Эту чистоту ошибки поняли те самые люди, которые не могли простить двух стихотворений Пушкину…» [669]
«Чистоты ошибки» в пушкинских стихах 1831 года, выходит, не было?..
«Юной Москве» содержание стихов не понравилось. Эти молодые люди ещё не очень хорошо знали — что надо делать, но имели довольно ясное мнение о том, чего делать не следует.
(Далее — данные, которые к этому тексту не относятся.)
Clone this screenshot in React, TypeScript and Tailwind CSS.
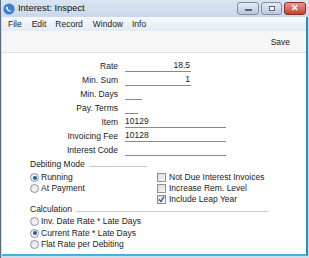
import React from "react";

const font = { fontFamily: '"Liberation Sans", Arial, sans-serif' };

function Radio({ checked }: { checked?: boolean }) {
  return (
    <span className="relative inline-block w-[9px] h-[9px] rounded-full border border-[#8e8f8f] bg-gradient-to-br from-[#e8e8e8] to-[#f8f8f8] shrink-0">
      {checked && (
        <span className="absolute left-[1.5px] top-[1.5px] w-[4px] h-[4px] rounded-full bg-[#1d5fa8]" />
      )}
    </span>
  );
}

function Check({ checked }: { checked?: boolean }) {
  return (
    <span className="relative inline-block w-[9px] h-[9px] border border-[#8e8f8f] bg-gradient-to-br from-[#dcdcdc] to-[#f6f6f6] shrink-0">
      {checked && (
        <svg className="absolute left-0 top-0" width="7" height="7" viewBox="0 0 7 7">
          <path d="M1 3.5 L3 5.5 L6 0.5" stroke="#2a4d8a" strokeWidth="1.3" fill="none" />
        </svg>
      )}
    </span>
  );
}

function Row({ label, width, value, align }: { label: string; width: number; value?: string; align?: "left" | "right" }) {
  return (
    <div className="flex items-end h-[14px]">
      <div className="w-[116px] text-right pr-0 leading-[12px]">{label}</div>
      <div className="ml-[7px] border-b border-[#8a8a8a] h-[13px] leading-[12px] flex items-end" style={{ width }}>
        <span className={"w-full " + (align === "right" ? "text-right pr-[1px]" : "text-left")}>{value}</span>
      </div>
    </div>
  );
}

export default function App() {
  return (
    <div className="w-[309px] h-[258px] bg-[#3b4656] overflow-hidden text-[8.5px] text-[#1a1a1a]" style={font}>
      <div className="w-[309px] h-[258px] flex flex-col border-l border-[#5b6b7e] bg-[#cfdceb]">
        {/* Title bar */}
        <div className="h-[17px] flex items-center bg-gradient-to-b from-[#dbe5f1] to-[#c9d8ea] relative">
          <svg className="ml-[2px]" width="12" height="12" viewBox="0 0 12 12">
            <circle cx="6" cy="6" r="5.6" fill="#3c7fcf" />
            <path d="M3 4 C3 8 7 10 9.5 7.5 C7.5 8.5 4.5 7.5 4.5 3.5 Z" fill="#ffffff" />
          </svg>
          <span className="ml-[3px] text-[9.4px] text-[#111]">Interest: Inspect</span>
          <div className="absolute right-[3px] top-[2px] flex gap-[2px]">
            <div className="w-[22px] h-[13px] rounded-[3px] border border-[#7d8ea5] bg-gradient-to-b from-[#e3ebf5] to-[#b8c9de] flex items-center justify-center">
              <span className="block w-[7px] h-[2px] bg-white border border-[#55627a] mt-[3px]" />
            </div>
            <div className="w-[21px] h-[13px] rounded-[3px] border border-[#7d8ea5] bg-gradient-to-b from-[#e3ebf5] to-[#b8c9de] flex items-center justify-center">
              <span className="block w-[6px] h-[5px] border border-[#55627a] bg-white" />
            </div>
            <div className="w-[22px] h-[13px] rounded-[3px] border border-[#8a3127] bg-gradient-to-b from-[#e79a8a] to-[#c3402c] flex items-center justify-center">
              <span className="text-white font-bold text-[9px] leading-none">✕</span>
            </div>
          </div>
        </div>
        <div className="flex-1 flex mx-[1px] mb-[2px] border-r-2 border-[#1e8fd0] border-b-2 border-b-[#3fb5dc]">
          <div className="flex-1 flex flex-col bg-white">
            {/* Menu bar */}
            <div className="h-[14px] flex items-center bg-gradient-to-b from-[#f7f9fc] to-[#e4ebf4] gap-0">
              <span className="ml-[6px]">File</span>
              <span className="ml-[10px]">Edit</span>
              <span className="ml-[9px]">Record</span>
              <span className="ml-[10px]">Window</span>
              <span className="ml-[9px]">Info</span>
            </div>
            {/* Toolbar */}
            <div className="h-[22px] flex items-center justify-end bg-[#f6f6f6] border-b border-[#dedede]">
              <span className="mr-[16px] mt-[2px]">Save</span>
            </div>
            {/* Form */}
            <div className="flex flex-col pt-[5px]">
              <Row label="Rate" width={66} value="18.5" align="right" />
              <Row label="Min. Sum" width={66} value="1" align="right" />
              <Row label="Min. Days" width={17} />
              <Row label="Pay. Terms" width={13} />
              <Row label="Item" width={101} value="10129" />
              <Row label="Invoicing Fee" width={101} value="10128" />
              <Row label="Interest Code" width={101} />
            </div>
            <div className="flex mt-[2px]">
              <div className="flex flex-col ml-[28px] w-[117px]">
                <div className="flex items-end h-[12px]">
                  <span className="leading-[12px]">Debiting Mode</span>
                  <span className="flex-1 ml-[4px] border-b border-[#c8c8c8] mb-[3px]" />
                </div>
                <div className="flex items-center h-[11px] mt-[2px] gap-[2px]">
                  <Radio checked />
                  <span>Running</span>
                </div>
                <div className="flex items-center h-[11px] gap-[2px]">
                  <Radio />
                  <span>At Payment</span>
                </div>
              </div>
              <div className="flex flex-col ml-[10px] mt-[14px]">
                <div className="flex items-center h-[11px] gap-[3px]">
                  <Check />
                  <span>Not Due Interest Invoices</span>
                </div>
                <div className="flex items-center h-[11px] gap-[3px]">
                  <Check />
                  <span>Increase Rem. Level</span>
                </div>
                <div className="flex items-center h-[11px] gap-[3px]">
                  <Check checked />
                  <span>Include Leap Year</span>
                </div>
              </div>
            </div>
            <div className="flex flex-col ml-[28px] mt-[-2px] w-[238px]">
              <div className="flex items-end h-[12px]">
                <span className="leading-[12px]">Calculation</span>
                <span className="flex-1 ml-[4px] border-b border-[#c8c8c8] mb-[3px]" />
              </div>
              <div className="flex items-center h-[11.5px] mt-[1px] gap-[2px]">
                <Radio />
                <span>Inv. Date Rate * Late Days</span>
              </div>
              <div className="flex items-center h-[11.5px] gap-[2px]">
                <Radio checked />
                <span>Current Rate * Late Days</span>
              </div>
              <div className="flex items-center h-[11.5px] gap-[2px]">
                <Radio />
                <span>Flat Rate per Debiting</span>
              </div>
            </div>
          </div>
        </div>
      </div>
    </div>
  );
}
Их не очень занимали важные тонкости, и поэтому они не стремились вникать в то обстоятельство, что стихи Пушкина всё же отличались от громких патриотических виршей какого-нибудь Рунича, что Пушкин призывал оказать «милость падшим», что в русско-польской вражде он хотел видеть «семейное дело» — спор славян между собою… Всё это молодые люди прочли, но не захотели понять.
Если отнюдь не «красный» П. А. Вяземский был недоволен стихами 1831 года, можно представить, что говорилось в аудиториях Московского университета, какие колкости по адресу петербургских одописцев отпускали на своих сходках «девятнадцатилетние нахалы». И Пушкин, наезжая во вторую столицу, это отлично почувствовал.
В 1830-м—1831-м молодость Пушкина кончилась. Немолодым прожил он ещё семь лет. Молодые люди 1831 года за это время стали менее молодыми людьми 1837-то. И он, и они едва знали друг друга, хотя им казалось, что — знают, хотя у них были общие знакомые, и юноша Герцен захаживал к тем людям, откуда Пушкин только что выходил: Чаадаев, Михаил Орлов, «Вельможа» — Николай Юсупов…
Летом 1834 года, в то самое время, когда Пушкин был взбешён вскрытием его семейных писем и пытался подать в отставку,— в это самое лето Герцен и его друзья были арестованы, а затем сосланы в Вятку, Пензу, на Кавказ. Пушкин же вряд ли о том и узнал. К удалению внутреннему прибавлялось удаление географическое. Пушкину и ссыльным почти не оставалось шансов коротко познакомиться.